Het argument van Bospop gaat echter niet op. Hoewel het huishoudelijk reglement bepaalt dat de statuten prevaleren bij strijd, is er geen aanwijzing dat de arbeidsverhouding van de werknemer ook door de statuten van Bospop wordt beheerst. De statuten bevatten namelijk geen specifieke regels over de beëindiging van de arbeidsovereenkomst met leden van het managementteam. Daarom kan de bepaling in het huishoudelijk reglement niet terzijde worden gelegd op basis van de statuten, en blijft Bospop gebonden aan artikel 10 lid 1 van het huishoudelijk reglement.

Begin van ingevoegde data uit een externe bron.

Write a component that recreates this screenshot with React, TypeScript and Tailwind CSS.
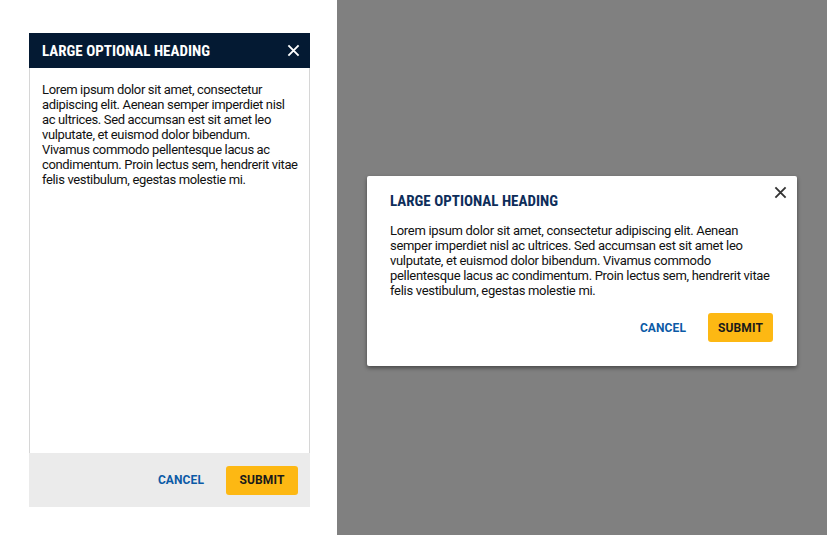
import React from 'react';

const body =
  'Lorem ipsum dolor sit amet, consectetur adipiscing elit. Aenean semper imperdiet nisl ac ultrices. Sed accumsan est sit amet leo vulputate, et euismod dolor bibendum. Vivamus commodo pellentesque lacus ac condimentum. Proin lectus sem, hendrerit vitae felis vestibulum, egestas molestie mi.';

const CloseIcon = ({ className }: { className?: string }) => (
  <svg viewBox="0 0 14 14" className={className} fill="none" stroke="currentColor" strokeWidth={2}>
    <path d="M1.5 1.5 L12.5 12.5 M12.5 1.5 L1.5 12.5" />
  </svg>
);

const Buttons = ({ submitW }: { submitW: string }) => (
  <div className="flex items-center justify-end">
    <button className="mr-[22px] text-[12px] font-bold text-[#0b5aa6] tracking-[0.1px]">CANCEL</button>
    <button
      className={`h-[29px] rounded-[3px] bg-[#fdb813] text-[12px] font-bold text-[#1a1a1a] tracking-[0.1px] ${submitW}`}
    >
      SUBMIT
    </button>
  </div>
);

export default function App() {
  return (
    <div className="flex h-[535px] w-[827px] overflow-hidden font-['Roboto',sans-serif]">
      {/* mobile / full-height variant */}
      <div className="w-[337px] bg-white pl-[29px] pt-[33px]">
        <div className="flex h-[474px] w-[281px] flex-col">
          <div className="flex h-[35px] items-center justify-between bg-[#041a33] pl-[13px] pr-[10px] text-white">
            <h2 className="font-['Roboto_Condensed','Roboto',sans-serif] text-[15px] font-bold leading-[18px]">
              LARGE OPTIONAL HEADING
            </h2>
            <CloseIcon className="h-[13px] w-[13px]" />
          </div>
          <div className="flex-1 border-x border-[#d6d6d6] pl-[12px] pr-[9px] pt-[14px]">
            <p className="text-[13px] leading-[15px] tracking-[-0.35px] text-[#111]">{body}</p>
          </div>
          <div className="flex h-[54px] items-center justify-end bg-[#ebebeb] pr-[12px]">
            <Buttons submitW="w-[72px]" />
          </div>
        </div>
      </div>

      {/* desktop dialog over overlay */}
      <div className="flex-1 bg-[#808080] pl-[30px] pt-[176px]">
        <div className="relative h-[190px] w-[430px] rounded-[2px] bg-white pl-[23px] pr-[24px] pt-[16px] shadow-[0_2px_4px_rgba(0,0,0,0.45)]">
          <CloseIcon className="absolute right-[10px] top-[10px] h-[13px] w-[13px] text-[#333]" />
          <h2 className="font-['Roboto_Condensed','Roboto',sans-serif] text-[15px] font-bold leading-[18px] text-[#0d2d5a]">
            LARGE OPTIONAL HEADING
          </h2>
          <p className="mt-[13px] text-[13px] leading-[15px] tracking-[-0.3px] text-[#111]">{body}</p>
          <div className="mt-[15px]">
            <Buttons submitW="w-[65px]" />
          </div>
        </div>
      </div>
    </div>
  );
}
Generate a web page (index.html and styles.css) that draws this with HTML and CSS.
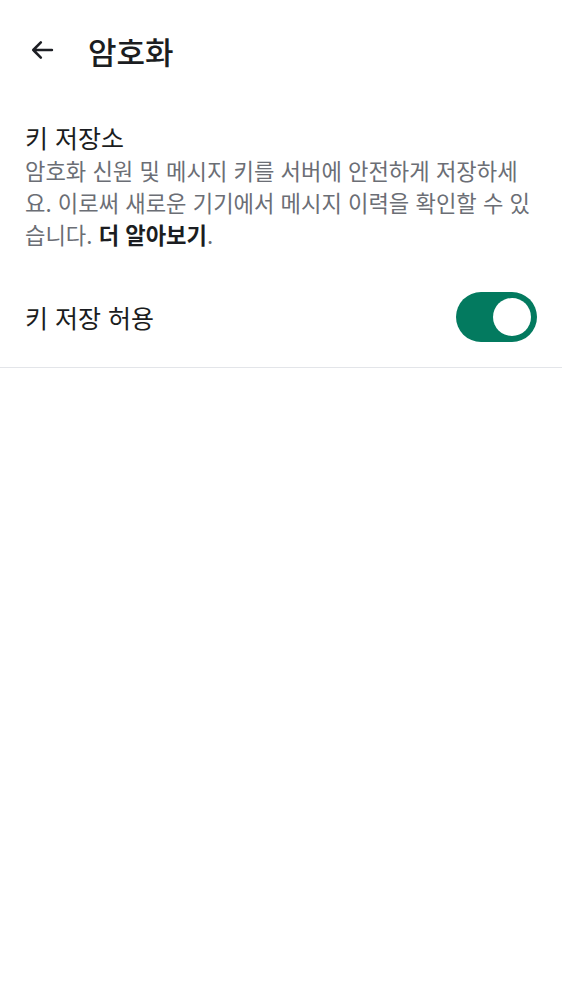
FILE: index.html
```html
<!DOCTYPE html>
<html lang="ko">
<head>
<meta charset="utf-8">
<link rel="stylesheet" href="styles.css">
</head>
<body>
<header class="topbar">
  <button class="back" aria-label="뒤로">
    <svg width="28" height="28" viewBox="0 0 24 24"><path d="M20.5 12H4.5M11 5.5L4.5 12l6.5 6.5" fill="none" stroke="#1d1f24" stroke-width="2.2" stroke-linecap="round" stroke-linejoin="round"/></svg>
  </button>
  <h1 class="title">암호화</h1>
</header>
<section class="section">
  <h2 class="section-title">키 저장소</h2>
  <p class="desc">암호화 신원 및 메시지 키를 서버에 안전하게 저장하세요. 이로써 새로운 기기에서 메시지 이력을 확인할 수 있습니다. <b class="link">더 알아보기</b>.</p>
</section>
<div class="row">
  <span class="row-label">키 저장 허용</span>
  <span class="toggle"><span class="knob"></span></span>
</div>
</body>
</html>
```
FILE: styles.css
```css
* { box-sizing: border-box; }
html, body { margin: 0; padding: 0; background: #fff; }
body {
  font-family: "Noto Sans CJK KR", "Noto Sans", sans-serif;
  color: #1b1d21;
  width: 562px;
}
.topbar {
  display: flex;
  align-items: center;
  height: 100px;
  padding-left: 28px;
}
.back {
  border: 0;
  background: none;
  padding: 0;
  width: 28px;
  height: 28px;
  display: flex;
  align-items: center;
  justify-content: center;
}
.title {
  margin: 0 0 0 32px;
  font-size: 31px;
  font-weight: 500;
  line-height: 1;
}
.section {
  padding: 20px 25px 0;
}
.section-title {
  margin: 0;
  font-size: 25px;
  font-weight: 400;
  line-height: 34px;
}
.desc {
  margin: 0;
  font-size: 22.2px;
  line-height: 32px;
  color: #6b6e75;
  word-break: break-all;
}
.link {
  color: #1b1d21;
  font-weight: 700;
}
.row {
  display: flex;
  align-items: center;
  justify-content: space-between;
  padding: 42px 25px 25px;
  border-bottom: 1px solid #e3e5e9;
}
.row-label {
  font-size: 25px;
  line-height: 32px;
}
.toggle {
  width: 81px;
  height: 50px;
  border-radius: 25px;
  background: #037a5f;
  display: flex;
  align-items: center;
  justify-content: flex-end;
  padding-right: 6px;
}
.knob {
  width: 38px;
  height: 38px;
  border-radius: 50%;
  background: #fff;
}
```
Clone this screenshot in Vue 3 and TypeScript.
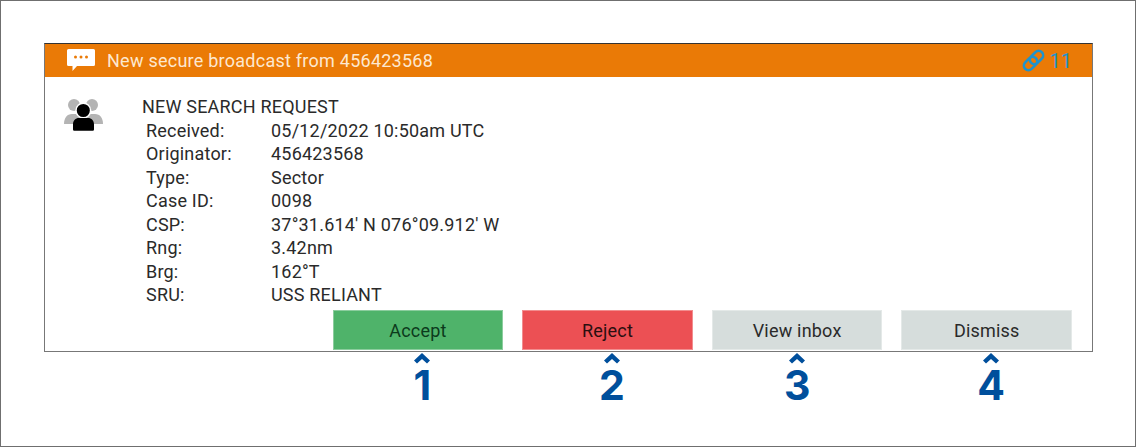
<script setup lang="ts">
const rows = [
  { label: 'Received:', value: '05/12/2022 10:50am UTC' },
  { label: 'Originator:', value: '456423568' },
  { label: 'Type:', value: 'Sector' },
  { label: 'Case ID:', value: '0098' },
  { label: 'CSP:', value: "37°31.614' N 076°09.912' W" },
  { label: 'Rng:', value: '3.42nm' },
  { label: 'Brg:', value: '162°T' },
  { label: 'SRU:', value: 'USS RELIANT' },
];

const actions = [
  { label: 'Accept', kind: 'accept', num: 1 },
  { label: 'Reject', kind: 'reject', num: 2 },
  { label: 'View inbox', kind: 'plain', num: 3 },
  { label: 'Dismiss', kind: 'plain', num: 4 },
];
</script>

<template>
  <div class="frame">
    <div class="panel">
      <div class="header">
        <svg class="chat-icon" width="28" height="22" viewBox="0 0 28 22">
          <path d="M1.500 0h25A1.500 1.500 0 0 1 28 1.500v14a1.500 1.500 0 0 1-1.500 1.500H10l-4.500 5v-5h-4A1.500 1.500 0 0 1 0 15.500v-14A1.500 1.500 0 0 1 1.500 0z" fill="#fff" />
          <circle cx="8.500" cy="8" r="1.500" fill="#ea7a06" />
          <circle cx="14" cy="8" r="1.500" fill="#ea7a06" />
          <circle cx="19.500" cy="8" r="1.500" fill="#ea7a06" />
        </svg>
        <span class="header-title">New secure broadcast from 456423568</span>
        <span class="link-count">
          <svg width="23" height="23" viewBox="0 0 23 23" fill="none" stroke="#1f93cc" stroke-width="2.600">
            <rect x="10" y="1" width="9" height="15" rx="4.500" transform="rotate(45 14.500 8.500)" />
            <rect x="4" y="7" width="9" height="15" rx="4.500" transform="rotate(45 8.500 14.500)" />
          </svg>
          <span>11</span>
        </span>
      </div>
      <div class="body">
        <svg class="people-icon" width="39" height="33" viewBox="0 0 39 33">
          <g fill="#b4b4b4">
            <circle cx="10" cy="7" r="6" />
            <circle cx="28" cy="7" r="6" />
            <path d="M0 26c0-6 3-10 8-10h23c5 0 8 4 8 10z" />
          </g>
          <circle cx="19.300" cy="12.500" r="7.300" fill="#000" stroke="#fff" stroke-width="1.500" />
          <path d="M9 31.500v-5c0-4 2.500-6.500 6-6.500h9c3.500 0 6 2.500 6 6.500v5a1.200 1.200 0 0 1-1.200 1.200H10.200A1.200 1.200 0 0 1 9 31.500z" fill="#000" />
        </svg>
        <div class="details">
          <div class="details-title">NEW SEARCH REQUEST</div>
          <div v-for="row in rows" :key="row.label" class="detail-row">
            <span class="detail-label">{{ row.label }}</span>
            <span>{{ row.value }}</span>
          </div>
        </div>
      </div>
      <div class="actions">
        <button v-for="a in actions" :key="a.num" class="action" :class="a.kind">{{ a.label }}</button>
      </div>
    </div>
    <div class="callouts">
      <div v-for="a in actions" :key="a.num" class="callout" :class="{ nudged: a.num !== 3 }">
        <svg width="18" height="12" viewBox="0 0 18 12"><path d="M9 0l8 7.500-3 3L9 6 4 10.500l-3-3z" fill="#004f9c" /></svg>
        <span class="callout-num">{{ a.num }}</span>
      </div>
    </div>
  </div>
</template>

<style>
html, body {
  margin: 0;
  background: #fff;
}
</style>

<style scoped>
.frame {
  box-sizing: border-box;
  width: 1136px;
  height: 447px;
  border: 1px solid #6f6f6f;
  padding: 42px 0 0 43px;
  font-family: Roboto, sans-serif;
  color: #2a2a2a;
}

.panel {
  box-sizing: border-box;
  width: 1049px;
  height: 309px;
  border: 1px solid #777;
  border-top-color: #333;
  display: flex;
  flex-direction: column;
}

.header {
  height: 33px;
  flex: none;
  background: #ea7a06;
  color: #fde8d0;
  display: flex;
  align-items: center;
  padding: 0 20px 0 22px;
  font-size: 18px;
  letter-spacing: 0.25px;
}

.chat-icon {
  margin-right: 12px;
  margin-top: -2px;
}

.header-title {
  margin-top: -1px;
}

.link-count {
  margin-left: auto;
  display: flex;
  align-items: center;
  gap: 5px;
  font-size: 20px;
  letter-spacing: 0;
  color: #1f93cc;
}

.body {
  flex: 1;
  display: flex;
  padding: 18px 0 0 19px;
}

.people-icon {
  margin-top: 3px;
}

.details {
  margin-left: 39px;
  font-size: 18px;
  line-height: 23.5px;
  letter-spacing: 0.2px;
}

.detail-row {
  display: flex;
  padding-left: 4px;
}

.detail-label {
  width: 125px;
}

.actions {
  display: flex;
  justify-content: flex-end;
  gap: 19px;
  padding: 0 20px 1px 0;
}

.action {
  width: 170.6px;
  height: 40px;
  border: 1px solid rgba(255, 255, 255, 0.35);
  font-family: Roboto, sans-serif;
  font-size: 18px;
  letter-spacing: 0.2px;
  padding: 0;
  color: #2a2a2a;
}

.accept {
  background: #4fb36a;
  color: #0c3a1c;
}

.reject {
  background: #ec5054;
  color: #2a0f10;
}

.plain {
  background: #d6dddc;
}

.callouts {
  display: flex;
  width: 1048px;
  box-sizing: border-box;
  justify-content: flex-end;
  gap: 19px;
  padding-right: 20px;
}

.callout {
  box-sizing: border-box;
  width: 170.6px;
  display: flex;
  flex-direction: column;
  align-items: center;
}

.callout.nudged {
  padding-left: 9px;
}

.callout svg {
  margin-top: 1px;
}

.callout-num {
  font-family: Inter, sans-serif;
  font-weight: 700;
  font-size: 41px;
  line-height: 41px;
  color: #004f9c;
}
</style>
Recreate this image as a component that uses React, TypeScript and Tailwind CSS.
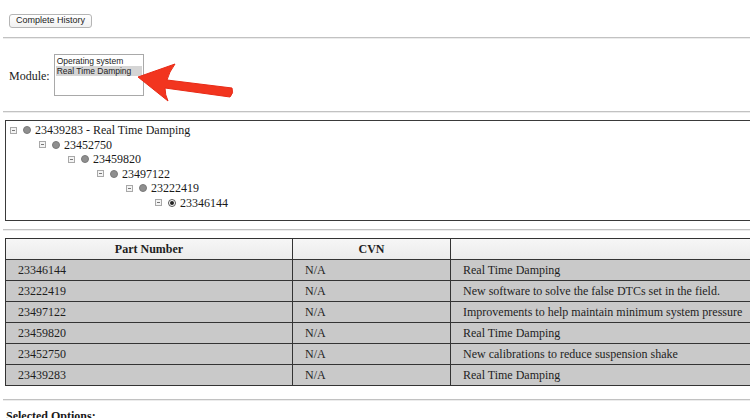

Het ontslagverzoek wordt afgewezen, omdat Bospop niet heeft voldaan aan de eisen van het huishoudelijk reglement. Er is geen eenparig besluit van het bestuur of het managementteam, en geen speciaal daartoe bijeengeroepen vergadering. Ook de verklaring van het managementteam wordt niet geacht gelijk te staan aan een formeel besluit tijdens een vergadering.
Bospop heeft de gemaakte afspraken over de ontslagprocedure niet nageleefd, wat betekent dat het verzoek tot ontbinding van de arbeidsovereenkomst niet toewijsbaar is. Omdat de arbeidsovereenkomst niet wordt ontbonden, wordt ook het verzoek om een transitievergoeding afgewezen.